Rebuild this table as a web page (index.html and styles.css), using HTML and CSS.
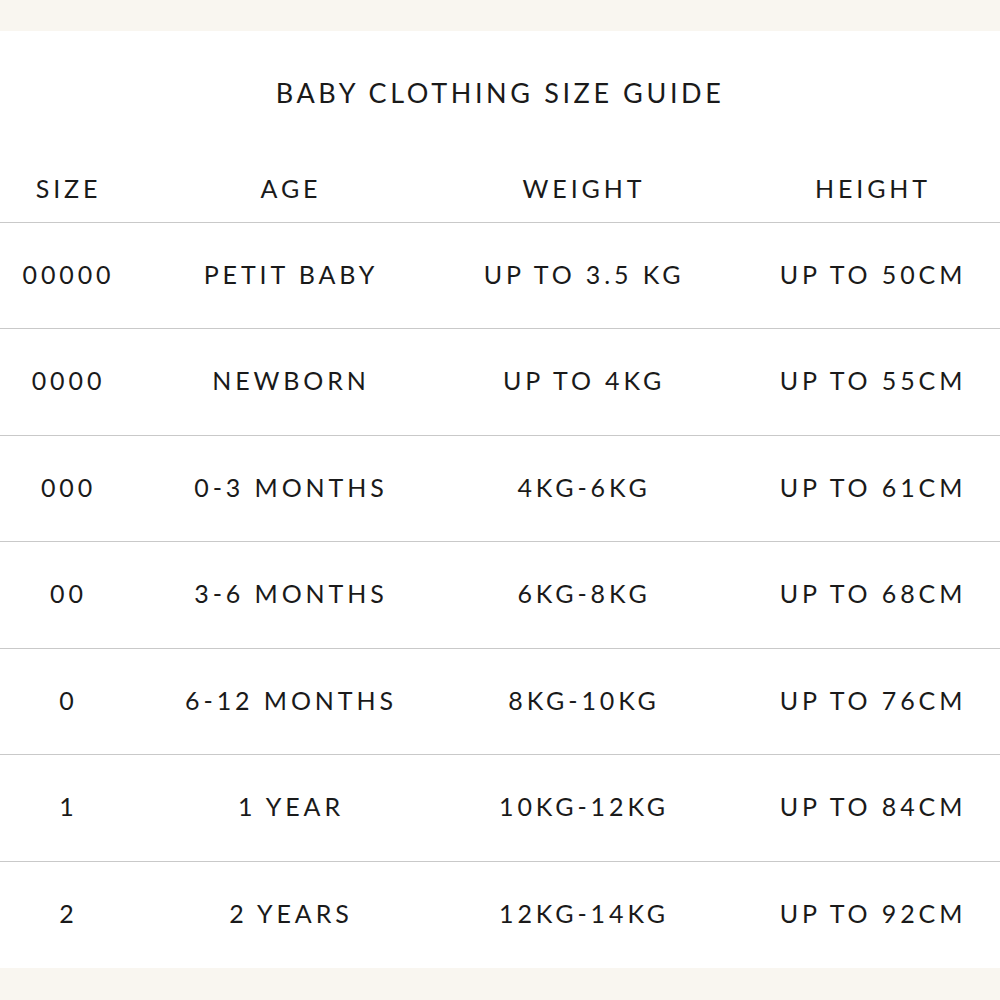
FILE: index.html
```html
<!DOCTYPE html>
<html>
<head>
<meta charset="utf-8">
<link rel="stylesheet" href="styles.css">
</head>
<body>
<div class="page">
  <div class="band"></div>
  <main class="card">
    <h1 class="title">BABY CLOTHING SIZE GUIDE</h1>
    <div class="table">
      <div class="row head">
        <div class="cell c1">SIZE</div><div class="cell c2">AGE</div><div class="cell c3">WEIGHT</div><div class="cell c4">HEIGHT</div>
      </div>
      <div class="row">
        <div class="cell c1">00000</div><div class="cell c2">PETIT BABY</div><div class="cell c3">UP TO 3.5 KG</div><div class="cell c4">UP TO 50CM</div>
      </div>
      <div class="row">
        <div class="cell c1">0000</div><div class="cell c2">NEWBORN</div><div class="cell c3">UP TO 4KG</div><div class="cell c4">UP TO 55CM</div>
      </div>
      <div class="row">
        <div class="cell c1">000</div><div class="cell c2">0-3 MONTHS</div><div class="cell c3">4KG-6KG</div><div class="cell c4">UP TO 61CM</div>
      </div>
      <div class="row">
        <div class="cell c1">00</div><div class="cell c2">3-6 MONTHS</div><div class="cell c3">6KG-8KG</div><div class="cell c4">UP TO 68CM</div>
      </div>
      <div class="row">
        <div class="cell c1">0</div><div class="cell c2">6-12 MONTHS</div><div class="cell c3">8KG-10KG</div><div class="cell c4">UP TO 76CM</div>
      </div>
      <div class="row">
        <div class="cell c1">1</div><div class="cell c2">1 YEAR</div><div class="cell c3">10KG-12KG</div><div class="cell c4">UP TO 84CM</div>
      </div>
      <div class="row last">
        <div class="cell c1">2</div><div class="cell c2">2 YEARS</div><div class="cell c3">12KG-14KG</div><div class="cell c4">UP TO 92CM</div>
      </div>
    </div>
  </main>
  <div class="band bottom"></div>
</div>
</body>
</html>
```

FILE: styles.css
```css
html, body {
  margin: 0;
  padding: 0;
  background: #f9f6f0;
}
.page {
  width: 1000px;
  height: 1000px;
  display: flex;
  flex-direction: column;
  font-family: "Lato", "DejaVu Sans", sans-serif;
  color: #1a1a1a;
}
.band {
  height: 31px;
  background: #f9f6f0;
}
.band.bottom {
  flex: 1;
}
.card {
  background: #ffffff;
  height: 937px;
  display: flex;
  flex-direction: column;
}
.title {
  margin: 0;
  height: 126px;
  display: flex;
  align-items: center;
  justify-content: center;
  font-size: 27px;
  font-weight: 400;
  letter-spacing: 3.6px;
  padding-bottom: 2px;
  box-sizing: border-box;
}
.table {
  display: flex;
  flex-direction: column;
}
.row {
  display: grid;
  grid-template-columns: 134px 314px 272px 280px;
  height: 106.5px;
  align-items: center;
  border-bottom: 1.5px solid #c9c9c9;
  box-sizing: border-box;
  padding-bottom: 3px;
  font-size: 25px;
  letter-spacing: 3.9px;
}
.row.head {
  height: 66px;
}
.row.last {
  border-bottom: none;
}
.cell {
  text-align: center;
  white-space: nowrap;
}
.c1 {
  padding-left: 3px;
}
.c4 {
  padding-left: 26px;
}
```
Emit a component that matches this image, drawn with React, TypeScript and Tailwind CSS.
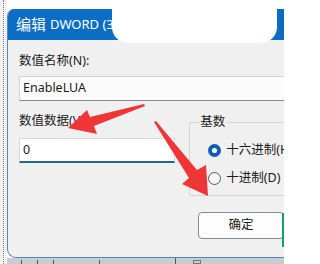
────────
### Task directions
Return each line of the data, keeping its wording exact and omitting pictures.

### Answer to the task
Rebuild this table as a web page (index.html and styles.css), using HTML and CSS.
FILE: index.html
```html
<!DOCTYPE html>
<html>
<head>
<meta charset="utf-8">
<link rel="stylesheet" href="styles.css">
</head>
<body>
<div class="page">
  <div class="band"></div>
  <main class="card">
    <h1 class="title">BABY CLOTHING SIZE GUIDE</h1>
    <div class="table">
      <div class="row head">
        <div class="cell c1">SIZE</div><div class="cell c2">AGE</div><div class="cell c3">WEIGHT</div><div class="cell c4">HEIGHT</div>
      </div>
      <div class="row">
        <div class="cell c1">00000</div><div class="cell c2">PETIT BABY</div><div class="cell c3">UP TO 3.5 KG</div><div class="cell c4">UP TO 50CM</div>
      </div>
      <div class="row">
        <div class="cell c1">0000</div><div class="cell c2">NEWBORN</div><div class="cell c3">UP TO 4KG</div><div class="cell c4">UP TO 55CM</div>
      </div>
      <div class="row">
        <div class="cell c1">000</div><div class="cell c2">0-3 MONTHS</div><div class="cell c3">4KG-6KG</div><div class="cell c4">UP TO 61CM</div>
      </div>
      <div class="row">
        <div class="cell c1">00</div><div class="cell c2">3-6 MONTHS</div><div class="cell c3">6KG-8KG</div><div class="cell c4">UP TO 68CM</div>
      </div>
      <div class="row">
        <div class="cell c1">0</div><div class="cell c2">6-12 MONTHS</div><div class="cell c3">8KG-10KG</div><div class="cell c4">UP TO 76CM</div>
      </div>
      <div class="row">
        <div class="cell c1">1</div><div class="cell c2">1 YEAR</div><div class="cell c3">10KG-12KG</div><div class="cell c4">UP TO 84CM</div>
      </div>
      <div class="row last">
        <div class="cell c1">2</div><div class="cell c2">2 YEARS</div><div class="cell c3">12KG-14KG</div><div class="cell c4">UP TO 92CM</div>
      </div>
    </div>
  </main>
  <div class="band bottom"></div>
</div>
</body>
</html>
```

FILE: styles.css
```css
html, body {
  margin: 0;
  padding: 0;
  background: #f9f6f0;
}
.page {
  width: 1000px;
  height: 1000px;
  display: flex;
  flex-direction: column;
  font-family: "Lato", "DejaVu Sans", sans-serif;
  color: #1a1a1a;
}
.band {
  height: 31px;
  background: #f9f6f0;
}
.band.bottom {
  flex: 1;
}
.card {
  background: #ffffff;
  height: 937px;
  display: flex;
  flex-direction: column;
}
.title {
  margin: 0;
  height: 126px;
  display: flex;
  align-items: center;
  justify-content: center;
  font-size: 27px;
  font-weight: 400;
  letter-spacing: 3.6px;
  padding-bottom: 2px;
  box-sizing: border-box;
}
.table {
  display: flex;
  flex-direction: column;
}
.row {
  display: grid;
  grid-template-columns: 134px 314px 272px 280px;
  height: 106.5px;
  align-items: center;
  border-bottom: 1.5px solid #c9c9c9;
  box-sizing: border-box;
  padding-bottom: 3px;
  font-size: 25px;
  letter-spacing: 3.9px;
}
.row.head {
  height: 66px;
}
.row.last {
  border-bottom: none;
}
.cell {
  text-align: center;
  white-space: nowrap;
}
.c1 {
  padding-left: 3px;
}
.c4 {
  padding-left: 26px;
}
```
Emit a component that matches this image, drawn with React, TypeScript and Tailwind CSS.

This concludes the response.